Heat and Masking
Masks are important to reduce the spread of COVID-19 and should be worn when appropriate.
However, wearing a mask during hot temperatures can be dangerous, especially for some people who are at higher risk of heat-related illnesses. Heat-related illnesses, including heat stroke, heat exhaustion, heat fainting, heat edema (swelling of hands, feet and ankles), heat rash and heat cramps (muscle cramps) can affect you quickly and are mainly caused by over-exposure to heat or over-exertion in the heat.
During hot weather events, take the necessary precautions. If individuals must be outdoors or indoors where air conditioning is unavailable, plans should be in place to allow for adequate distancing to alleviate the need for masking.
Some precautions include:
- Plan outdoor outings for the coolest times of the day (e.g., early morning or late evening).
- Take frequent breaks in the shade or a cool environment.
- Modify activities as needed.
- When taking breaks to cool off, ensure you are able to adequately distance from others to allow you to remove your mask.
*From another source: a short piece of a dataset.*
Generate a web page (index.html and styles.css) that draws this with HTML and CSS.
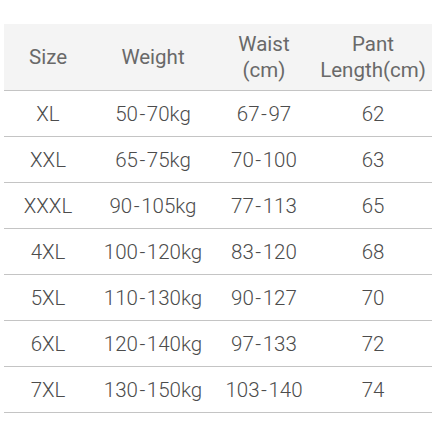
FILE: index.html
```html
<!DOCTYPE html>
<html>
<head>
<meta charset="utf-8">
<link rel="stylesheet" href="styles.css">
</head>
<body>
<div class="wrap">
<table class="sizes">
<thead>
<tr><th>Size</th><th>Weight</th><th>Waist<br>(cm)</th><th>Pant<br>Length(cm)</th></tr>
</thead>
<tbody>
<tr><td>XL</td><td>50<span class="dash">-</span>70kg</td><td>67<span class="dash">-</span>97</td><td>62</td></tr>
<tr><td>XXL</td><td>65<span class="dash">-</span>75kg</td><td>70<span class="dash">-</span>100</td><td>63</td></tr>
<tr><td>XXXL</td><td>90<span class="dash">-</span>105kg</td><td>77<span class="dash">-</span>113</td><td>65</td></tr>
<tr><td>4XL</td><td>100<span class="dash">-</span>120kg</td><td>83<span class="dash">-</span>120</td><td>68</td></tr>
<tr><td>5XL</td><td>110<span class="dash">-</span>130kg</td><td>90<span class="dash">-</span>127</td><td>70</td></tr>
<tr><td>6XL</td><td>120<span class="dash">-</span>140kg</td><td>97<span class="dash">-</span>133</td><td>72</td></tr>
<tr><td>7XL</td><td>130<span class="dash">-</span>150kg</td><td>103<span class="dash">-</span>140</td><td>74</td></tr>
</tbody>
</table>
</div>
</body>
</html>
```
FILE: styles.css
```css
html, body { margin: 0; padding: 0; background: #fff; }
.wrap { padding: 24px 4px 0 4px; }
.sizes {
  width: 428px;
  border-collapse: collapse;
  table-layout: fixed;
}
.sizes th {
  background: #f4f4f4;
  color: #696969;
  font-family: Roboto, "Liberation Sans", sans-serif;
  font-weight: 400;
  font-size: 20.5px;
  line-height: 26px;
  height: 66px;
  padding: 0;
  text-align: center;
  border-bottom: 1px solid #c4c4c4;
}
.sizes th:nth-child(1), .sizes td:nth-child(1) { width: 88px; }
.sizes th:nth-child(2), .sizes td:nth-child(2) { width: 122px; }
.sizes th:nth-child(3), .sizes td:nth-child(3) { width: 100px; }
.sizes th:nth-child(4), .sizes td:nth-child(4) { width: 118px; }
.sizes td {
  color: #4c4c4c;
  font-family: Roboto, "Liberation Sans", sans-serif;
  font-weight: 300;
  font-size: 20.5px;
  height: 45px;
  padding: 0;
  text-align: center;
  border-bottom: 1px solid #c4c4c4;
}
.dash { margin: 0 1.5px; }
```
- Stay hydrated by drinking plenty of cool liquids, especially water. Children may not feel thirsty but will still need to drink regularly.
- Stay cool by dressing for the weather; wear a hat, loose fitting and light coloured clothing with breathable fabric.
- Keep your home or environment cool; keep blinds and drapes closed, avoid using the oven, open windows at night to allow the space to cool
- Masks work in hot temperatures as long as they stay dry, keep a spare mask to change if your mask becomes wet.